Big banks love their biggest customers, but the feeling isn't always mutual.
That has become evident as the nation's largest banks try to fend off a fresh wave of criticism that their size and marriage of investment and commercial banking pose a grave risk to the financial system.
In their defense, the big banks' trade groups and executives have argued that their very size is a huge asset to the economy. Banks with more than $50 billion of assets "provide $50 billion to $110 billion annually in benefits to companies, consumers and governments," the Clearing House asserted last month in defending big banks' "social utility."
JPMorgan Chase (JPM) Chief Executive Jamie Dimon has argued that big corporate customers rely heavily on the sophisticated financial services only megabanks can provide, including big loans, global cash management and deal advice.
"We bank some of the largest global multinationals in America and around the world," Dimon testified at a Senate Banking Committee hearing in June on JPMorgan's massive trading losses. "We can do $5 billion revolvers or raise money for America's Fortune 100 companies in a day or two when they needed to do something. …These are services they need."

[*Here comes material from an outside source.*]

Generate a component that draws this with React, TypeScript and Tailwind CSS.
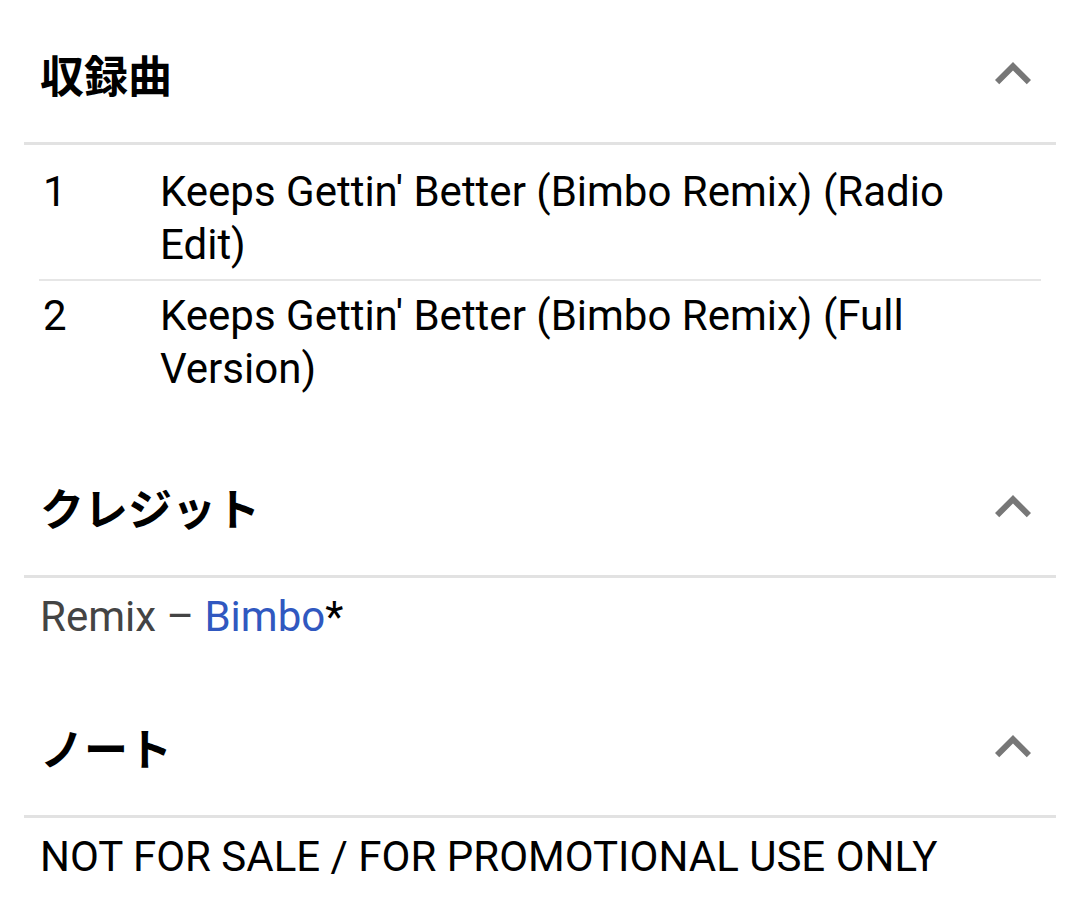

Claiming big multinationals "need" big banks might be a bit of an exaggeration, say treasurers at those large companies. Yes, a separation of banks' commercial and capital markets operations would inconvenience big businesses and raise costs, corporate treasurers and their representatives acknowledge. But for big businesses there are downsides to dealing with giant financial firms as well—and they are in no rush to defend the megabanks.
"Is it going to have a material detrimental impact on corporate America if they were broken up? I doubt that," says Jeff A. Glenzer, who oversees public policy for the Association for Financial Professionals, which represents corporate financial executives.
"I have not heard" the association's members voice any support for big banks nor demand a breakup, he says.
Nobody interviewed for this article advocated breaking up big banks, but corporate officials carefully expressed frustrations with the side effects of the megabanks' heft. The growing concentration of banking industry assets since the financial crisis has made dealing with the largest banks inevitable for many companies — and often requires buying a bundle of services to get the best deals on credit.
"For years now there's been a trend of banks making credit commitments as part of an overall decision on the profitability of a client. That includes a mix of credit business and fee-generating business," says Thomas C. Deas, Jr., the treasurer of chemical company FMC Corp. (FMC) and the chairman of the National Association of Corporate Treasurers, a trade group.
FMC, which reported revenue of $3.4 billion last year, is a "capital-intensive business" with a regular need for credit, he says. But when the company renegotiated a $1.5 billion credit facility with a group of banks last year, some lenders dropped out in what Deas calls "a self-selection process by banks who felt that the balance between credit commitment and fee-generating business was not in balance to their liking."
"There's a finite set of services that a company like FMC needs in cash management, in international banking services, in trade finance, foreign exchange, debt underwriting — all those ancillary services on which banks get additional fees," he says. "The trend in order to achieve this balance has resulted in a smaller group of more capable banks making bigger individual credit commitments."